Teller, an actor whose star has been on the rise since last year's The Spectacular Now, delivers a nakedly vulnerable and ultimately very powerful performance which sees his character surrendering to his stronger "mentor" even at the moment of his greatest triumph. As the mentor, Simmons takes a character who might have amounted to nothing but a monster and gives him enough shading that it becomes clear that he himself is psychologically broken, albeit in a very different way from the victims he leaves behind. Like Andrew, Fletcher longs for greatness, but in his case his dream isn't to become a well-regarded musician (he's already achieved that), but to create the next game changing genius, to shape a nascent talent and turn him into a star. At times Fletcher's guard drops and it is clear that he understands, on some level, that he is a force of destruction rather than creation, but he just can't let go of that drive and that belief that he needs to take a person and push them beyond their limits in order to make them great. Simmons plays this man not just as a character, but as a presence. When he enters a scene, he doesn't even need to say anything; his dominance is clear just through the attitude that he exudes. Fletcher is a terrifying character, made all the more so by the fact that he's not some horror movie cartoon, but a man who could exist in the real world, believing that he's doing good by being evil.

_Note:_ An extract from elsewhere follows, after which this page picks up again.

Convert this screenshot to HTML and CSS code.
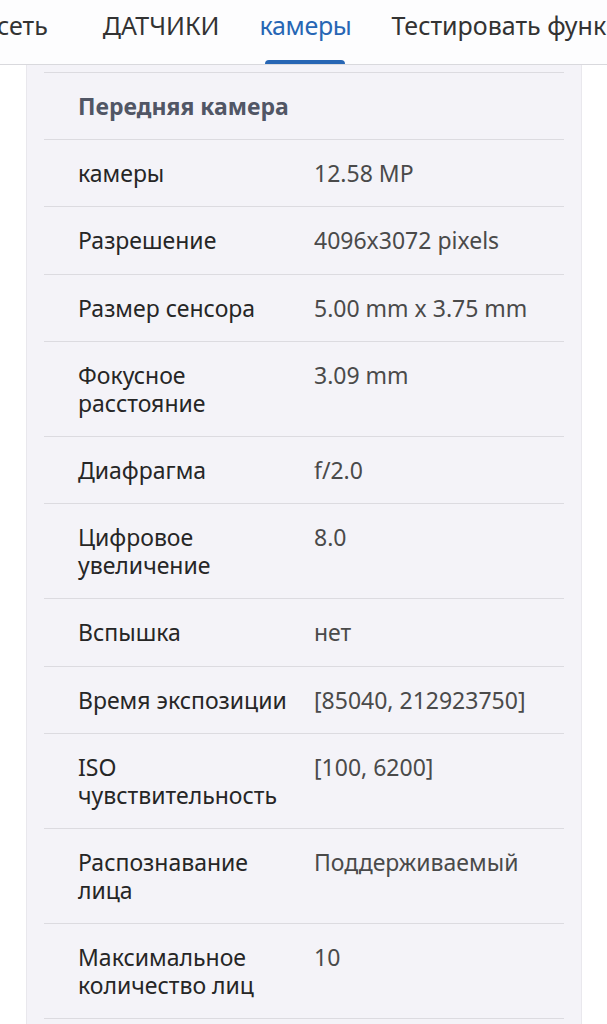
FILE: index.html
```html
<!DOCTYPE html>
<html lang="ru">
<head>
    <meta charset="UTF-8">
    <meta name="viewport" content="width=device-width, initial-scale=1.0">
    <title>Камеры</title>
    <link rel="stylesheet" href="styles.css">
</head>
<body>
    <div class="tabs">
        <div class="tabs-track">
            <div class="tab first">сеть</div>
            <div class="tab">ДАТЧИКИ</div>
            <div class="tab active">камеры</div>
            <div class="tab">Тестировать функции</div>
        </div>
    </div>

    <div class="card">
        <div class="row header">Передняя камера</div>
        <div class="row">
            <div class="label">камеры</div>
            <div class="value">12.58 MP</div>
        </div>
        <div class="row">
            <div class="label">Разрешение</div>
            <div class="value">4096x3072 pixels</div>
        </div>
        <div class="row">
            <div class="label">Размер сенсора</div>
            <div class="value">5.00 mm x 3.75 mm</div>
        </div>
        <div class="row">
            <div class="label">Фокусное расстояние</div>
            <div class="value">3.09 mm</div>
        </div>
        <div class="row">
            <div class="label">Диафрагма</div>
            <div class="value">f/2.0</div>
        </div>
        <div class="row">
            <div class="label">Цифровое увеличение</div>
            <div class="value">8.0</div>
        </div>
        <div class="row">
            <div class="label">Вспышка</div>
            <div class="value">нет</div>
        </div>
        <div class="row">
            <div class="label">Время экспозиции</div>
            <div class="value">[85040, 212923750]</div>
        </div>
        <div class="row">
            <div class="label">ISO чувствительность</div>
            <div class="value">[100, 6200]</div>
        </div>
        <div class="row">
            <div class="label">Распознавание лица</div>
            <div class="value">Поддерживаемый</div>
        </div>
        <div class="row">
            <div class="label">Максимальное количество лиц</div>
            <div class="value">10</div>
        </div>
    </div>
</body>
</html>
```

FILE: styles.css
```css
body {
    font-family: "Noto Sans", Roboto, sans-serif;
    margin: 0;
    background-color: #ffffff;
    color: #262626;
}
.tabs {
    height: 64px;
    border-bottom: 1px solid #d9d9dd;
    overflow: hidden;
    background-color: #fdfdfe;
}
.tabs-track {
    display: flex;
    white-space: nowrap;
}
.tab {
    position: relative;
    padding: 0 20px;
    height: 64px;
    line-height: 50px;
    font-size: 25px;
    color: #333333;
}
.tab.first {
    padding-left: 0;
    padding-right: 35px;
    margin-left: -3px;
}
.tab.active {
    color: #2766b4;
    letter-spacing: -0.3px;
}
.tab.active::after {
    content: "";
    position: absolute;
    left: 50%;
    bottom: -1px;
    width: 80px;
    height: 5px;
    margin-left: -40px;
    border-radius: 4px 4px 0 0;
    background-color: #2766b4;
}
.card {
    margin: 0 25px 0 26px;
    padding: 7px 17px 20px;
    background-color: #f4f3f8;
    border: 1px solid #e9e8ed;
    border-top: none;
}
.row {
    display: flex;
    gap: 14px;
    padding: 19px 0 19.2px 34px;
    border-top: 1px solid #dcdbe0;
    font-size: 23px;
    line-height: 28px;
}
.row:last-child {
    border-bottom: 1px solid #dcdbe0;
}
.header {
    font-weight: bold;
    color: #515665;
}
.label {
    width: 222px;
    flex-shrink: 0;
}
.value {
    color: #4a4a4a;
}
```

Whiplash is well directed by Chazelle who, not unlike Fletcher within the story, keeps pushing his characters beyond what should be their breaking points, and continuously builds on the story's tension. There are moments when the story edges towards going over the top, such as when it depicts the series of misfortunes that Andrew undergoes the day of the concert, and I'm of two minds about the ending, but ultimately so much about the film works that any flaws it may have seem very small. Whiplash can be a difficult film to watch, but it's also a rich and dramatically rewarding one.